In the span of a few months, India has gone from digital potential to digital powerhouse - and data centers are the linchpin of that transformation. At the recent India AI Impact Summit, global tech majors including Microsoft, Google, and Amazon collectively pledged tens of billions of dollars toward AI infrastructure, while domestic giants like Reliance Industries and the Adani Group announced multi-billion-dollar plans to build AI-ready, renewable-powered data center campuses across the country.

Complementing this investment momentum, the Union Budget 2026–27 introduced a landmark tax holiday for data center operators, extending exemption from Indian income tax until 2047 for eligible foreign cloud service providers using India-based data center infrastructure to serve global workloads - a move designed to anchor high-value compute capacity domestically and provide decades of investment certainty

This policy pivot comes at a time when India is already asserting itself as a strategic node in the global data infrastructure ecosystem. With rapid adoption of AI, IoT and 5G, demand for scalable compute and storage has sharply accelerated - so much so that data centers are no longer just support facilities but structural drivers of power demand and economic growth.

India currently hosts ~1,337 MW of data-center capacity in FY25, making it the largest in the Asia-Pacific region (excluding China); this is expected to surge by around 2,000 MW by FY30 to roughly 3,395 MW. With data center set-up costs approaching Rs600-700mn per MW, the cumulative capital expenditure through FY25-30 is estimated at about Rs1.3trn - underlining sustained demand for high-reliability power, transmission infrastructure, and ancillary services.

On the global stage, a similar expansion narrative is unfolding: total data center capacity is projected to nearly double from the current ~103 GW to 200 GW by 2030, propelled by a ~17% CAGR in the Americas - where the United States accounts for around 90% of installed capacity - and continued growth in APAC led by China. These vast capacity additions are not just about digital storage; they create export opportunities for Indian equipment manufacturers and service providers integrated into global supply chains

Together, policy support, corporate capital flows, and structural technology adoption are repositioning India’s data center story: from a back-office digital ecosystem to a core competitive advantage in the age of AI and digital services. While the macro narrative is anchored in megawatts and capex, the real earnings inflection lies with the equipment suppliers, an ecosystem where our capital goods universe is meaningfully positioned.
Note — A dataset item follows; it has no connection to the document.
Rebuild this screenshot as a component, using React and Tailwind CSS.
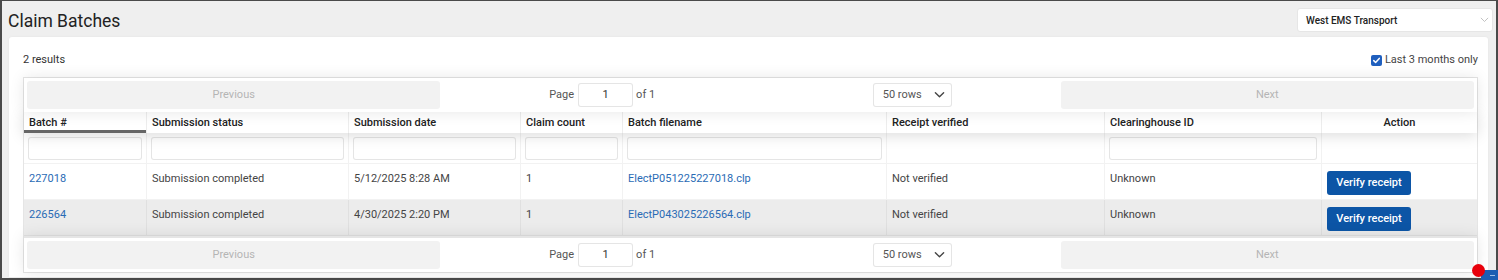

Key Equipment Applications and Beneficiaries:

* Transformers and Switchgear: Core components of the T&D value chain supporting grid expansion, renewable integration and high-reliability power supply for data centers. Transformers account for ~10% of total data-center set-up costs, while switchgear contributes ~20%, underscoring their materiality. Key beneficiaries include Hitachi Energy India, Siemens Energy India, GE Vernova T&D, CG Power, TARIL, Voltamp etc.

* Cooling Solutions: Higher compute density and faster processing increase thermal loads in data centers, making efficient cooling solutions mission-critical. Companies such as Thermax and Praj Industries are expanding their cooling portfolios to address this emerging demand.

* Cables and Conductors: Expansion of transmission lines and rising interconnection needs for renewables and data centers are driving demand for high-quality cables and premium conductors, benefiting players such as Apar Industries.

* Backup Power and Captive Power Generation: Uninterrupted power is critical for data centers, creating demand for gensets and backup power systems from Cummins India and Kirloskar Oil Engines. Additionally, increasing scale and energy intensity are supporting captive power generation deployments, positioning Triveni Turbine, Siemens Energy, TD Power Systems as key beneficiaries.